The Observer ("Why we should chuck XP out the Windows"), October 2001 was particularly outraged:So why are all these idiots in computer stores drooling at the prospect? Answer: because Windows XP is a monstrous, bloated brute that requires a state-of-the- art PC and two gigabytes of hard disk space before it will even say 'hello'. This means any consumer foolish enough to want to run XP will probably have to buy a new PC.
At a time when sales have stagnated, this is great news for the hard-pressed computer industry. So trebles all round for the suits in PC World, Currys and the like?

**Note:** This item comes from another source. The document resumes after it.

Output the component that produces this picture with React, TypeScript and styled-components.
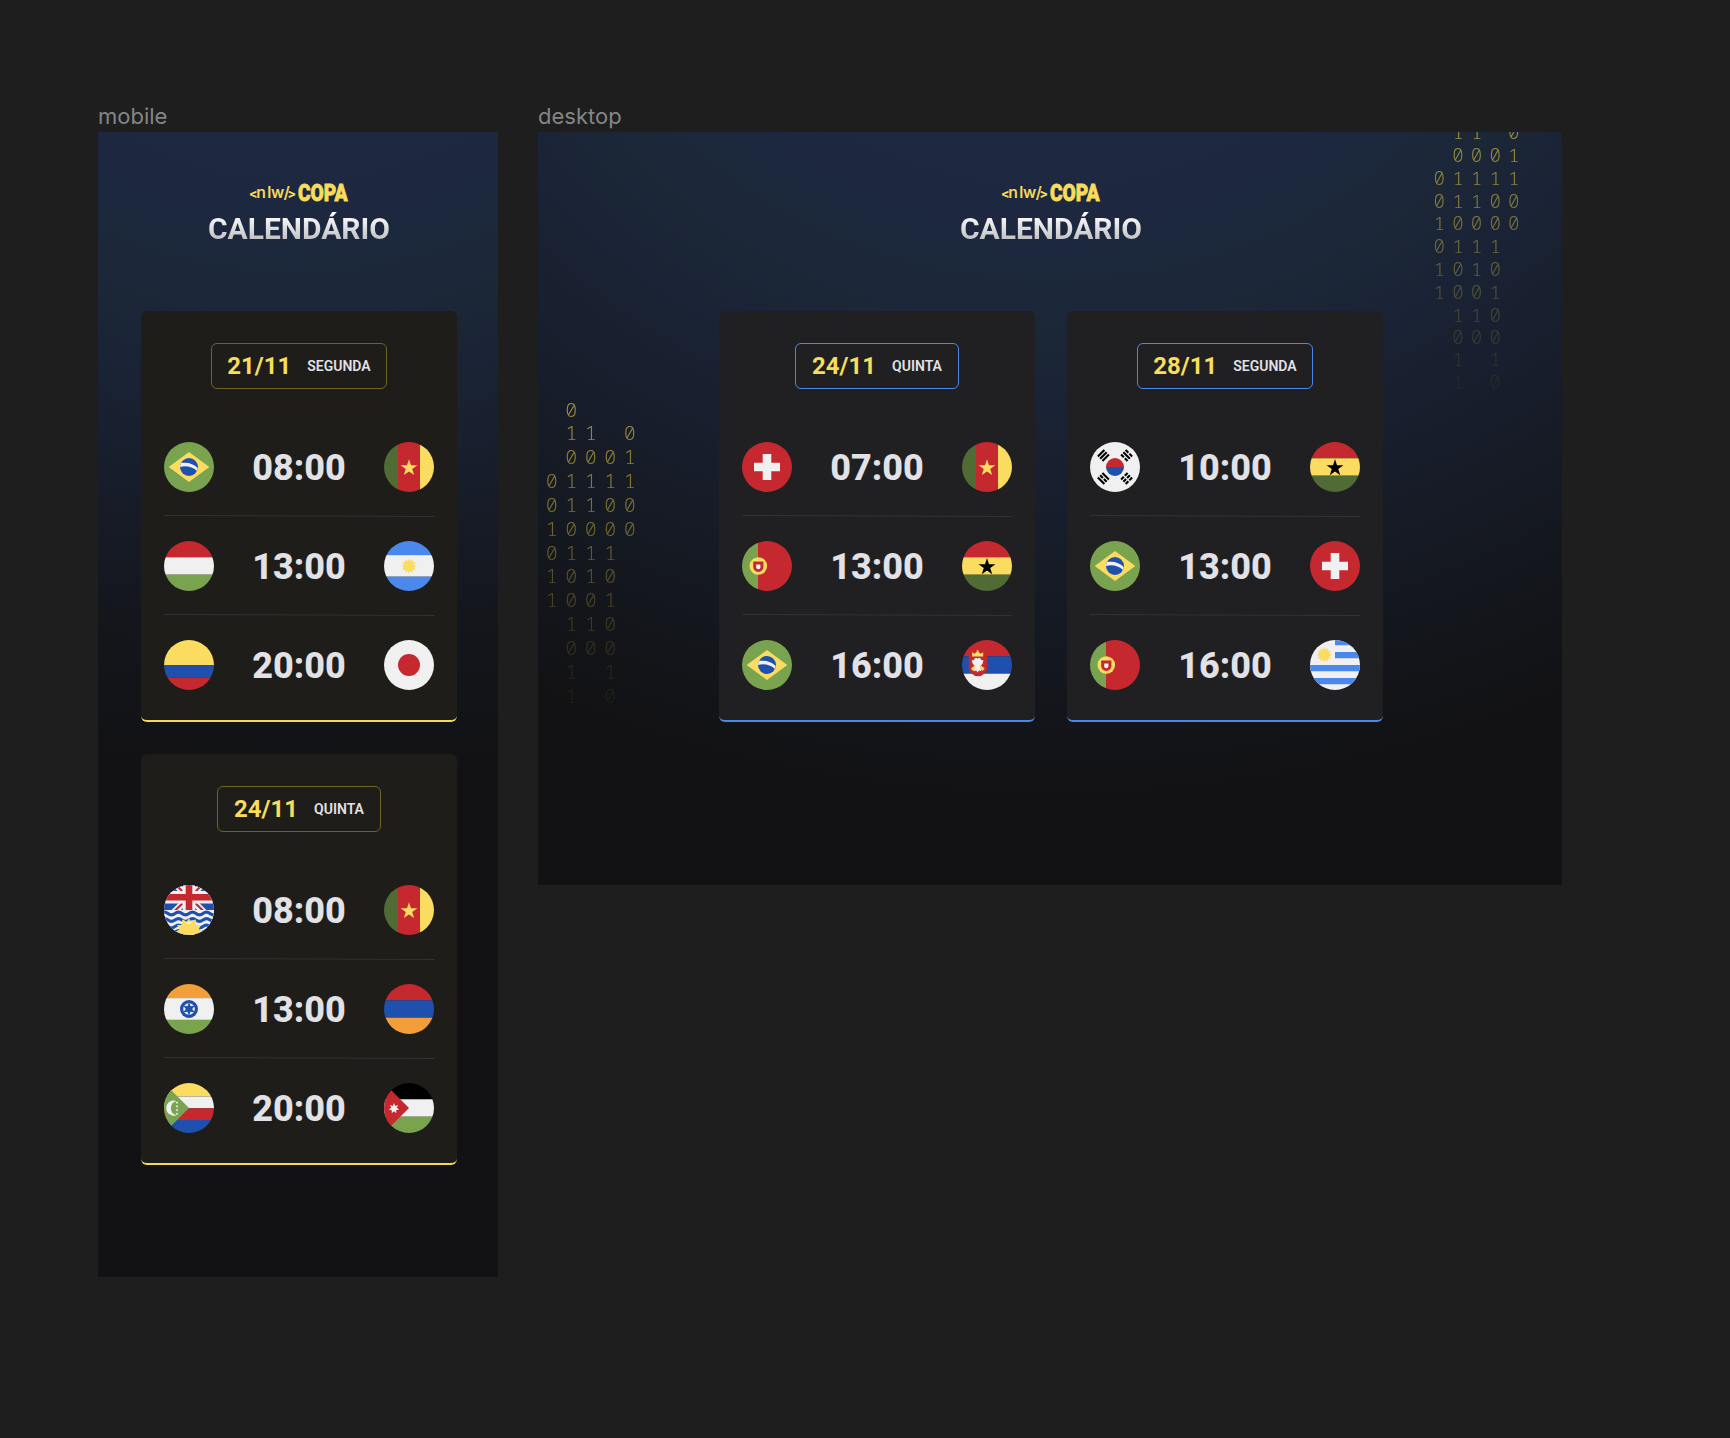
import React from 'react';
import styled, { createGlobalStyle, css } from 'styled-components';

const GlobalStyle = createGlobalStyle`
  * { box-sizing: border-box; margin: 0; padding: 0; }
  body { background: #1e1e1e; font-family: Roboto, "Liberation Sans", sans-serif; }
`;

const c = {
  green: '#7aa350',
  moss: '#506c34',
  red: '#c62830',
  yellow: '#fadc60',
  blue: '#1f50ae',
  sky: '#4b88ec',
  white: '#f0f0f0',
  orange: '#f29e3b',
};

/* ---------- layout ---------- */

const Canvas = styled.main`
  display: flex;
  align-items: flex-start;
  gap: 40px;
  min-height: 1438px;
  padding: 103px 98px 0;
`;

const Artboard = styled.section`
  display: flex;
  flex-direction: column;
`;

const ArtboardName = styled.h2`
  height: 29px;
  font: 400 22px/27px Inter, sans-serif;
  color: #858585;
`;

const Frame = styled.div<{ $desktop?: boolean }>`
  position: relative;
  overflow: hidden;
  display: flex;
  flex-direction: column;
  align-items: center;
  padding: 51px 0 0 2px;
  background-color: #121214;
  ${({ $desktop }) =>
    $desktop
      ? css`
          width: 1024px;
          height: 753px;
          background-image: radial-gradient(
            ellipse 1100px 900px at 50% -232px,
            #1e2840 0%, #1e2840 30%, #1d2840 36%, #1c2839 44%, #1a2335 56%,
            #171d2a 70%, #14171e 85%, #121214 100%
          );
        `
      : css`
          width: 400px;
          height: 1145px;
          background-image: radial-gradient(
            ellipse 1000px 880px at 50% -232px,
            #1e2840 0%, #1e2840 30%, #1d2840 36%, #1c2839 44%, #1a2335 56%,
            #171d2a 68%, #14161c 84%, #121214 100%
          );
        `}
`;

const LogoMark = styled.svg`
  display: block;
  width: 100px;
  height: 20px;
  overflow: visible;
  fill: #f7dd5c;
`;

const Title = styled.h1`
  margin-top: 8px;
  height: 36px;
  font-size: 30px;
  line-height: 36px;
  font-weight: 700;
  background: linear-gradient(180deg, #ffffff 10%, #e8e8ea 35%, #bdbdc2 85%);
  -webkit-background-clip: text;
  background-clip: text;
  color: transparent;
`;

const Cards = styled.div<{ $row?: boolean }>`
  display: flex;
  flex-direction: ${({ $row }) => ($row ? 'row' : 'column')};
  gap: 32px;
  margin-top: 64px;
`;

const Card = styled.article<{ $desktop?: boolean }>`
  display: flex;
  flex-direction: column;
  align-items: center;
  width: 316px;
  height: 411px;
  padding: 32px 23px 0;
  border-radius: 6px;
  background: ${({ $desktop }) => ($desktop ? '#202022' : '#1e1d19')};
  border-bottom: 2px solid ${({ $desktop }) => ($desktop ? '#4b88ec' : '#f3d957')};
`;

const Badge = styled.header<{ $desktop?: boolean }>`
  display: flex;
  align-items: center;
  gap: 16px;
  height: 46px;
  padding: 0 15.8px;
  border-radius: 6px;
  border: 1px solid ${({ $desktop }) => ($desktop ? '#4b88ec' : '#6f6328')};
`;

const DateText = styled.span`
  font-size: 24px;
  font-weight: 700;
  color: #f7dd5c;
`;

const Weekday = styled.span`
  font-size: 14px;
  font-weight: 600;
  color: #e1e1e6;
`;

const Games = styled.ul`
  list-style: none;
  width: 100%;
  margin-top: 53px;
`;

const Game = styled.li`
  display: flex;
  align-items: center;
  justify-content: space-between;
  height: 50px;
`;

const Divider = styled.li`
  height: 1px;
  margin: 24px 0;
  background: #323236;
  transform: translateY(-0.5px) rotate(0.21deg);
`;

const Time = styled.strong`
  padding-top: 1px;
  font-size: 36px;
  line-height: 42px;
  font-weight: 800;
  color: #e1e1e6;
`;

const FlagSvg = styled.svg`
  display: block;
  width: 50px;
  height: 50px;
  border-radius: 50%;
`;

/* ---------- binary rain ---------- */

const Rain = styled.div<{ $side: 'left' | 'right' }>`
  position: absolute;
  display: grid;
  grid-template-columns: repeat(5, 19.5px);
  grid-auto-rows: 23.85px;
  transform-origin: 0 0;
  color: #f7dd43;
  mask-image: linear-gradient(180deg, rgba(0, 0, 0, 0.6), rgba(0, 0, 0, 0.43) 38%, rgba(0, 0, 0, 0.18) 72%, rgba(0, 0, 0, 0.04));
  ${({ $side }) =>
    $side === 'left'
      ? css`
          top: 265.5px;
          left: 4px;
        `
      : css`
          top: -11.5px;
          left: 892px;
          transform: scale(0.955);
        `}
`;

const Bit = styled.span`
  text-align: center;
  font: 350 20px/24px 'Noto Sans Mono', 'Liberation Mono', monospace;
  font-feature-settings: 'zero' 1;
`;

const bits = [
  ' 0   ', ' 11 0', ' 0001', '01111', '01100', '10000', '0111 ',
  '1010 ', '1001 ', ' 110 ', ' 000 ', ' 1 1 ', ' 1 0 ',
];

const BinaryRain = ({ side }: { side: 'left' | 'right' }) => (
  <Rain $side={side} aria-hidden>
    {(side === 'left' ? bits : bits.slice(1)).join('').split('').map((b, i) => (
      <Bit key={i}>{b.trim()}</Bit>
    ))}
  </Rain>
);

/* ---------- flags ---------- */

const spikes = (cx: number, cy: number, R: number, r: number, n: number, turn = -90) =>
  Array.from({ length: n * 2 }, (_, i) => {
    const a = ((turn + (i * 180) / n) * Math.PI) / 180;
    const d = i % 2 ? r : R;
    return `${(cx + d * Math.cos(a)).toFixed(2)},${(cy + d * Math.sin(a)).toFixed(2)}`;
  }).join(' ');

const Rows = ({ of }: { of: [string, number][] }) => {
  let y = 0;
  return (
    <>
      {of.map(([fill, h], i) => {
        const top = y;
        y += h;
        return <rect key={i} y={top} width="50" height={h} fill={fill} />;
      })}
    </>
  );
};

const trigram = (x: number, y: number, turn: number, broken: boolean[]) => (
  <g transform={`translate(${x} ${y}) rotate(${turn})`} stroke="#000" strokeWidth="2.1">
    {broken.map((b, i) => (
      <path key={i} d={b ? `M-4.6 ${(i - 1) * 3.2}h3.9M.7 ${(i - 1) * 3.2}h3.9` : `M-4.6 ${(i - 1) * 3.2}h9.2`} />
    ))}
  </g>
);

const flags: Record<string, React.ReactNode> = {
  brazil: (
    <>
      <rect width="50" height="50" fill={c.green} />
      <path d="M4.7 25 25 10l20.3 15L25 40z" fill={c.yellow} />
      <circle cx="25" cy="25" r="9" fill={c.blue} />
      <path d="M17 21.1C23.5 19.8 29.8 21.8 33.7 26L33 29C28.5 24.8 22.5 23.5 16 24.9Q16.2 22.8 17 21.1z" fill={c.white} />
    </>
  ),
  cameroon: (
    <>
      <rect width="14" height="50" fill={c.moss} />
      <rect x="14" width="22" height="50" fill={c.red} />
      <rect x="36" width="14" height="50" fill={c.yellow} />
      <polygon points={spikes(25, 26, 8.8, 3.4, 5)} fill={c.yellow} />
    </>
  ),
  hungary: <Rows of={[[c.red, 16.3], [c.white, 17.4], [c.green, 16.3]]} />,
  argentina: (
    <>
      <Rows of={[[c.sky, 14.1], [c.white, 21.6], [c.sky, 14.3]]} />
      <polygon points={spikes(25, 25, 7.8, 5.2, 12)} fill={c.yellow} />
    </>
  ),
  colombia: <Rows of={[[c.yellow, 25], [c.blue, 12.5], [c.red, 12.5]]} />,
  japan: (
    <>
      <rect width="50" height="50" fill={c.white} />
      <circle cx="25" cy="25" r="11" fill={c.red} />
    </>
  ),
  indianOcean: (
    <>
      <rect width="50" height="50" fill={c.white} />
      <path d="M0 0h50v25H0z" fill={c.blue} />
      <path d="M5-7 45 32M45-7 5 32" stroke={c.white} strokeWidth="6.5" />
      <path d="M9-3 24 12M41-3 26 12M27 14 41 27.5M23 14 9 27.5" stroke={c.red} strokeWidth="2.2" />
      <path d="M25 0v25M0 12.3h50" stroke={c.white} strokeWidth="12.6" />
      <path d="M25 0v25M0 12.3h50" stroke={c.red} strokeWidth="6.6" />
      <path d="M0 25h50v25H0z" fill={c.white} />
      <g fill="none" stroke={c.blue} strokeWidth="3">
        <path d="M-3 28.5q3.5-2.8 7 0t7 0 7 0 7 0 7 0 7 0 7 0 7 0" />
        <path d="M-3 35q3.5-2.8 7 0t7 0 7 0 7 0 7 0 7 0 7 0 7 0" />
        <path d="M-3 41.5q3.5-2.8 7 0t7 0 7 0 7 0 7 0 7 0 7 0 7 0M-3 47q3.5-2.8 7 0t7 0 7 0 7 0 7 0 7 0 7 0 7 0" />
      </g>
      <polygon points={spikes(25, 47, 13.8, 10, 12)} fill={c.yellow} />
      <path d="M18.5 34.3l2.5 1.5 4 2 4-2 2.5-1.5v7h-13z" fill={c.yellow} />
      <path d="M22.8 36.8l1.2.7 1-1.2 1 1.2 1.2-.7v2h-4.4z" fill={c.white} />
    </>
  ),
  india: (
    <>
      <Rows of={[[c.orange, 14.1], [c.white, 21.8], [c.green, 14.1]]} />
      <circle cx="25" cy="25" r="9" fill={c.blue} />
      <circle cx="25" cy="25" r="5.8" fill={c.white} />
      <polygon points={spikes(25, 25, 6.5, 3.2, 6)} fill={c.blue} />
    </>
  ),
  armenia: <Rows of={[[c.red, 16.3], [c.blue, 17.4], [c.orange, 16.3]]} />,
  comoros: (
    <>
      <Rows of={[[c.yellow, 13.5], [c.white, 11.8], [c.red, 11.7], [c.blue, 13]]} />
      <path d="M0 0 25 25 0 50z" fill={c.green} />
      <path d="M12.5 18A7.6 7.6 0 1 0 12.5 32.2A7.3 7.3 0 0 1 12.5 18z" fill={c.white} />
      {[19.5, 23.3, 27.1, 30.9].map((y) => (
        <polygon key={y} points={spikes(13, y, 1.5, 0.7, 5)} fill={c.white} />
      ))}
    </>
  ),
  jordan: (
    <>
      <Rows of={[['#000', 16.3], [c.white, 17.4], [c.green, 16.3]]} />
      <path d="M0 0 25 25 0 50z" fill={c.red} />
      <polygon points={spikes(10, 25.4, 5.3, 2.8, 7)} fill={c.white} />
    </>
  ),
  switzerland: (
    <>
      <rect width="50" height="50" fill={c.red} />
      <path d="M20.7 12h8.6v8.7H38v8.6h-8.7V38h-8.6v-8.7H12v-8.6h8.7z" fill={c.white} />
    </>
  ),
  portugal: (
    <>
      <rect width="16" height="50" fill={c.green} />
      <rect x="16" width="34" height="50" fill={c.red} />
      <circle cx="16.3" cy="25" r="8.8" fill={c.yellow} />
      <path d="M11.2 20.6h10.2v5.2a5.1 5.1 0 0 1-10.2 0z" fill={c.red} />
      <path d="M14.2 23.6h4.2v2.6a2.1 2.1 0 0 1-4.2 0z" fill={c.white} />
    </>
  ),
  ghana: (
    <>
      <Rows of={[[c.red, 16.3], [c.yellow, 17.4], [c.moss, 16.3]]} />
      <polygon points={spikes(25, 26, 8.9, 3.4, 5)} fill="#000" />
    </>
  ),
  serbia: (
    <>
      <Rows of={[[c.red, 16.3], [c.blue, 17.4], [c.white, 16.3]]} />
      <path d="M6.8 15.5h18.4v11.5a9.2 9.2 0 0 1-18.4 0z" fill={c.red} />
      <path d="M9 28.5l3.5-3 2 2-3.5 3.5zM22.600 28.500l-3.500-3-2 2 3.500 3.500z" fill={c.yellow} />
      <path d="M10 12.2l2.8 1.6 1.3-1.6.7-.2v-1.800h1.600v1.800l.7.2 1.300 1.600 2.800-1.600v4.300H10z" fill={c.yellow} />
      <path d="M12.5 18.500l2.200-.8.900 1.400.9-1.400 2.200.8.3 1.500 2.500.3-1 3.400-2.600 2.700.3 1.500 1.200 3.300-2.500-.6-1.300 1.800-1.300-1.800-2.500.6 1.200-3.300.3-1.500-2.600-2.700-1-3.400 2.500-.3z" fill={c.white} />
    </>
  ),
  korea: (
    <>
      <rect width="50" height="50" fill={c.white} />
      <path d="M16 25a9 9 0 0 1 18 0z" fill={c.red} />
      <path d="M16 25a9 9 0 0 0 18 0z" fill={c.blue} />
      {trigram(13.4, 13.4, -45, [false, false, false])}
      {trigram(36.6, 13.4, 45, [true, false, true])}
      {trigram(13.4, 36.6, 45, [false, true, false])}
      {trigram(36.6, 36.6, -45, [true, true, true])}
    </>
  ),
  uruguay: (
    <>
      <rect width="50" height="50" fill={c.white} />
      <path d="M25 0h25v5.3H25zM25 12h25v6.2H25zM0 25h50v6.2H0zM0 38h50v6.3H0z" fill={c.sky} />
      <polygon points={spikes(14.3, 14.7, 7.8, 5.2, 12)} fill={c.yellow} />
    </>
  ),
};

const Flag = ({ name }: { name: string }) => (
  <FlagSvg viewBox="0 0 50 50" role="img" aria-label={name}>{flags[name]}</FlagSvg>
);

/* ---------- content ---------- */

const Logo = () => (
  <LogoMark viewBox="0 0 100 20">
    <g fontFamily="Inter, sans-serif" fontWeight="500">
      <text x="0" y="15" fontSize="12.5" fontWeight="800">{'<'}</text>
      <text x="7.2 18.2 22 34.7" y="15" fontSize="16" stroke="#f7dd5c" strokeWidth="0.2">nlw/</text>
      <text x="38.4" y="15" fontSize="12.5" fontWeight="800">{'>'}</text>
    </g>
    <text
      x="48.9" y="18.4" fontFamily="Roboto, sans-serif" fontWeight="900" fontSize="24.3"
      textLength="49.8" lengthAdjust="spacingAndGlyphs" stroke="#f7dd5c" strokeWidth="0.8"
    >
      COPA
    </text>
  </LogoMark>
);

type Day = { date: string; weekday: string; games: [string, string, string][] };

const mobileDays: Day[] = [
  {
    date: '21/11', weekday: 'SEGUNDA',
    games: [['brazil', '08:00', 'cameroon'], ['hungary', '13:00', 'argentina'], ['colombia', '20:00', 'japan']],
  },
  {
    date: '24/11', weekday: 'QUINTA',
    games: [['indianOcean', '08:00', 'cameroon'], ['india', '13:00', 'armenia'], ['comoros', '20:00', 'jordan']],
  },
];

const desktopDays: Day[] = [
  {
    date: '24/11', weekday: 'QUINTA',
    games: [['switzerland', '07:00', 'cameroon'], ['portugal', '13:00', 'ghana'], ['brazil', '16:00', 'serbia']],
  },
  {
    date: '28/11', weekday: 'SEGUNDA',
    games: [['korea', '10:00', 'ghana'], ['brazil', '13:00', 'switzerland'], ['portugal', '16:00', 'uruguay']],
  },
];

const DayCard = ({ day, desktop }: { day: Day; desktop?: boolean }) => (
  <Card $desktop={desktop}>
    <Badge $desktop={desktop}>
      <DateText>{day.date}</DateText>
      <Weekday>{day.weekday}</Weekday>
    </Badge>
    <Games>
      {day.games.map(([home, time, away], i) => (
        <React.Fragment key={time}>
          {i > 0 && <Divider role="separator" />}
          <Game>
            <Flag name={home} />
            <Time>{time}</Time>
            <Flag name={away} />
          </Game>
        </React.Fragment>
      ))}
    </Games>
  </Card>
);

const Board = ({ name, days, desktop }: { name: string; days: Day[]; desktop?: boolean }) => (
  <Artboard>
    <ArtboardName>{name}</ArtboardName>
    <Frame $desktop={desktop}>
      {desktop && <BinaryRain side="left" />}
      {desktop && <BinaryRain side="right" />}
      <Logo />
      <Title>CALENDÁRIO</Title>
      <Cards $row={desktop}>
        {days.map((day) => <DayCard key={day.date} day={day} desktop={desktop} />)}
      </Cards>
    </Frame>
  </Artboard>
);

export default function App() {
  return (
    <>
      <GlobalStyle />
      <Canvas>
        <Board name="mobile" days={mobileDays} />
        <Board name="desktop" days={desktopDays} desktop />
      </Canvas>
    </>
  );
}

Er, possibly not. For one thing, XP is being launched into a world now sinking into recession, which means corporate IT managers may not take kindly to the notion of having to order hundreds of new PCs simply to run a version of Excel with cooler graphics when their users are perfectly happy with the old, uncool version.
Here's an excellent summary of people claiming that every single release of Windows is bloated and full of unnecessary features.0 -
There is a large disconnect between what the industry want to push on the public, and what they actually need. You only have to look at the rapidly increasing size of microsoft products to understand that they are becoming bloated. Windows soon went from floppy disc to cd to dvd, yet functionally, you can do the same things more or less on windows 95 as on W8.
The purpose of an operating system is to run applications.!!